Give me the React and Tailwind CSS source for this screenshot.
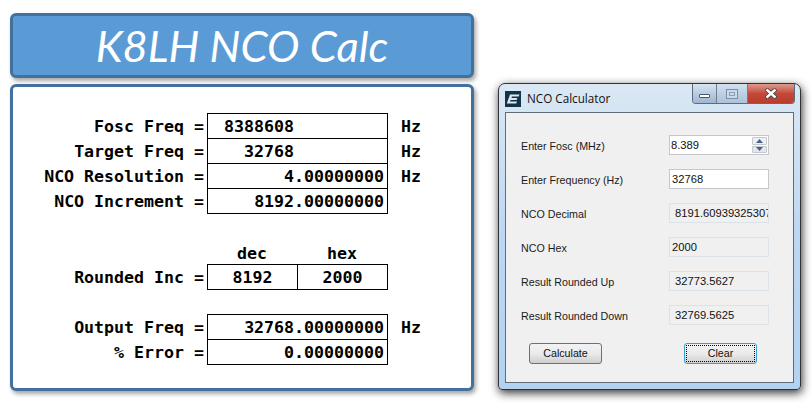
◆ ◆ ◆ ◆
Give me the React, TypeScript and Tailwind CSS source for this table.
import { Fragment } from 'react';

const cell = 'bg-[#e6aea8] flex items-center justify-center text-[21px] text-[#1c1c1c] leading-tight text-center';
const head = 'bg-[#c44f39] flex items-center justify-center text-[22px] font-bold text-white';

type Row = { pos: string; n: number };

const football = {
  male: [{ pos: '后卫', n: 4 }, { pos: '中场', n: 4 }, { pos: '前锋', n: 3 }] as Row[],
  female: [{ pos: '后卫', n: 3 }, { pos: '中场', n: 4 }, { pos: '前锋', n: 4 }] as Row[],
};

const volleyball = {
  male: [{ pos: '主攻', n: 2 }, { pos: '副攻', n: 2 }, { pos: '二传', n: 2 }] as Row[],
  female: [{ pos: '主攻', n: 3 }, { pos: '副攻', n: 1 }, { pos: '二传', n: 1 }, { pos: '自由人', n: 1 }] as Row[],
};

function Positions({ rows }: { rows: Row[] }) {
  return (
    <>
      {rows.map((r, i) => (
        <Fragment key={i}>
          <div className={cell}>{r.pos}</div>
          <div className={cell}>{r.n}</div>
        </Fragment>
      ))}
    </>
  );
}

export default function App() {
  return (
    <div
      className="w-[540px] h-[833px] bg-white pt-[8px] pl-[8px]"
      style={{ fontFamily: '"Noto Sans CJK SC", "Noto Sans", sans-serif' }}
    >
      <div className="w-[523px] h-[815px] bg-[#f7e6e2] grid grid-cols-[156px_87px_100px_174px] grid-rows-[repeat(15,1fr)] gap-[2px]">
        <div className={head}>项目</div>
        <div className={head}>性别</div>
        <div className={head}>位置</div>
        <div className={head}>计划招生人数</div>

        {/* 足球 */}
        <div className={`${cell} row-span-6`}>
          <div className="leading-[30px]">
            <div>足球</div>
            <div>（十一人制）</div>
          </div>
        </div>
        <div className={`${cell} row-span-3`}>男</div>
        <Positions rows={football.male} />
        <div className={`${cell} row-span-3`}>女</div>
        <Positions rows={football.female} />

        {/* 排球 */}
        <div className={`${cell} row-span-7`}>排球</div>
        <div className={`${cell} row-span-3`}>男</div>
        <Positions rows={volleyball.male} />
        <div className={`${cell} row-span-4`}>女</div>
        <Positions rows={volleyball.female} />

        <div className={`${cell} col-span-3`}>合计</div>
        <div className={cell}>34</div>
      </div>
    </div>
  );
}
◆ ◆ ◆ ◆
### Exercise goal:
Write out every line of the preceding listing that contains "this".

### In response:
Give me the React and Tailwind CSS source for this screenshot.
Give me the React, TypeScript and Tailwind CSS source for this table.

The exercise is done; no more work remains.